Note: The datahub.fix file is required, but can be left empty.

An example defining multiple fix transforms based on a context dependent value:

[General]
id_path = 'administrativeMetadata.recordWrap.recordID.0._'

[Importer]
plugin = OAI

[plugin_importer_OAI]
# endpoint = 'http://collections.britishart.yale.edu/oaicatmuseum/OAIHandler'
endpoint = https://datahub.vlaamsekunstcollectie.be/oai
handler = +Catmandu::Importer::OAI::Parser::lido
metadata_prefix = oai_lido

[Fixer]
plugin = Fix

[plugin_fixer_Fix]
condition_path = '_metadata.administrativeMetadata.0.recordWrap.recordSource.0.legalBodyName.0.appellationValue.0._'
fixers = MSK, GRO

[plugin_fixer_GRO]
condition = 'Musea Brugge - Groeningemuseum'
file_name = '/Users/foobar/groeninge.fix'

[plugin_fixer_MSK]
condition = 'Museum voor Schone Kunsten Gent'
file_name = '/Users/foobar/msk.fix'

[Exporter]
plugin = YAML

[plugin_exporter_YAML]

Note: condition_path contains the Fix path to the node that contains the context-dependent value. The condtion parameter in each fixer contains the value against which the conditional check is performed.

API

Datahub::Factory leverages a plugin-based architecture. This makes extending the toolkit with new functionality fairly trivial.

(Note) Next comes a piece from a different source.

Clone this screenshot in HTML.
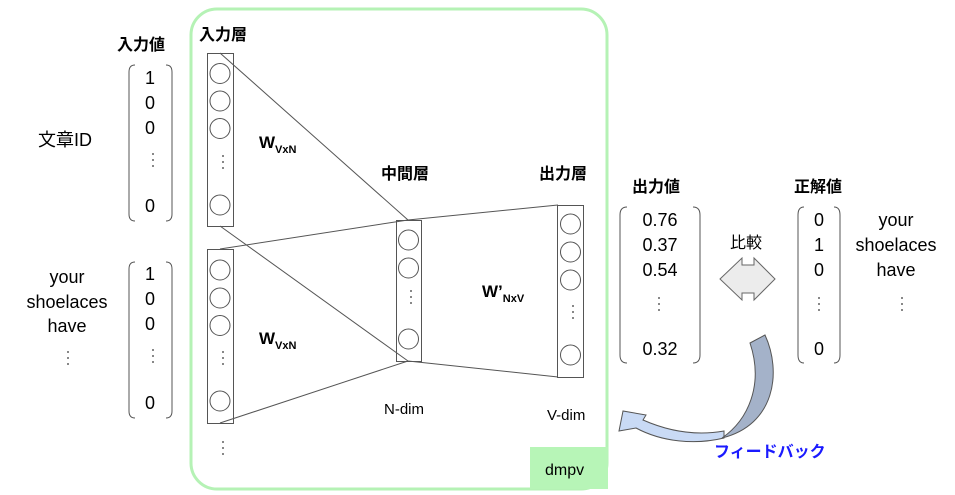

New commands can be added by creating a new, separate Perl module that contains a `command_name.pm` file in the `lib/Datahub/Factory/Command` path. Datahub::Factory uses the Datahub::Factory::Command namespace and leverages App::Cmd internally.

New Datahub::Factory::Importer, Datahub::Factory::Exporter, Datahub::Factory::Fixer, Datahub::Factory::Indexer plugins can be added in the same way.

AUTHORS

  • Matthias Vandermaesen matthias.vandermaesen@vlaamsekunstcollectie.be
  • Pieter De Praetere pieter@packed.be

COPYRIGHT AND LICENSE

This software is copyright (c) 2016, 2019 by PACKED, vzw, Vlaamse Kunstcollectie, vzw.

This is free software; you can redistribute it and/or modify it under the terms of the GNU General Public License, Version 3, June 2007.